- **Dataset rows**
----
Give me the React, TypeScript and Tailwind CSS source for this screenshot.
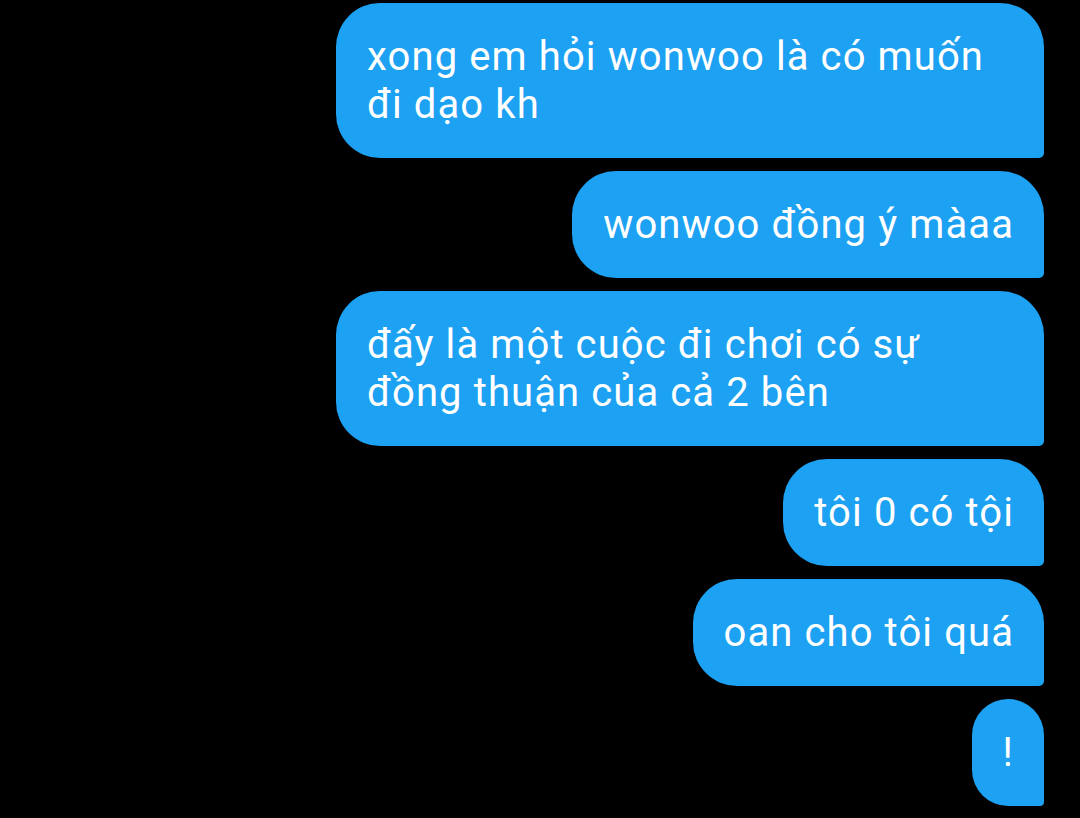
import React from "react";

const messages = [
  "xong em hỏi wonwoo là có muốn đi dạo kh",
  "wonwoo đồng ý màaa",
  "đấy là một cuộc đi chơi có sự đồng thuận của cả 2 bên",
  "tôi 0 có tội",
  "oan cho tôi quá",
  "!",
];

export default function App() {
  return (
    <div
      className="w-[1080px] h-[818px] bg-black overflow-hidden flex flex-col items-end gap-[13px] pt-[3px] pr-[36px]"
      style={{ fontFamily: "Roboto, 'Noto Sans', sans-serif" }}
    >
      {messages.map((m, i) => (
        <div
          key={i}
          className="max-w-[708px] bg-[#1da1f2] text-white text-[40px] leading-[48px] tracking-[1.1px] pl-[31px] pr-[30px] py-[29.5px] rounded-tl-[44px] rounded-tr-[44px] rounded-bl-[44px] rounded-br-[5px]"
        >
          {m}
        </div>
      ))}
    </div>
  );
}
----
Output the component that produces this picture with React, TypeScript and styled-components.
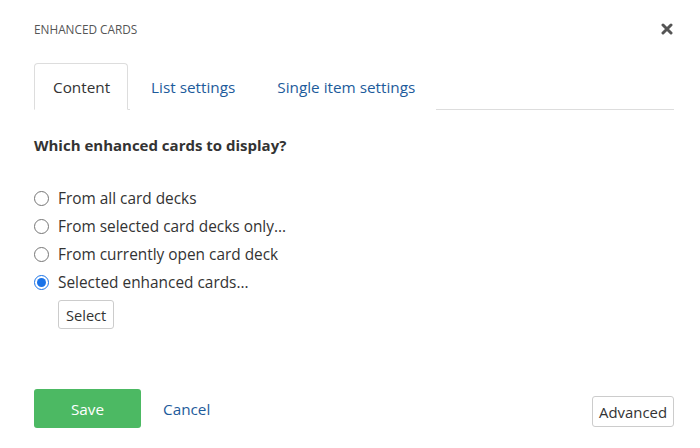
----
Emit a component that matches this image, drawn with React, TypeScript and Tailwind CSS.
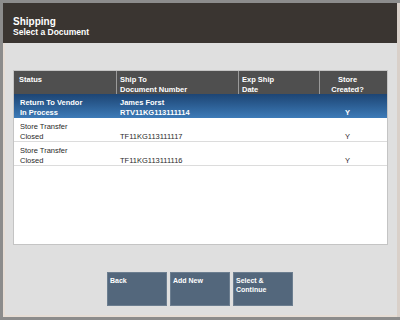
----
- **Your goal**
Show every line of the records above that contains the word "TypeScript".

- **Written solution**
Give me the React, TypeScript and Tailwind CSS source for this screenshot.
Output the component that produces this picture with React, TypeScript and styled-components.
Emit a component that matches this image, drawn with React, TypeScript and Tailwind CSS.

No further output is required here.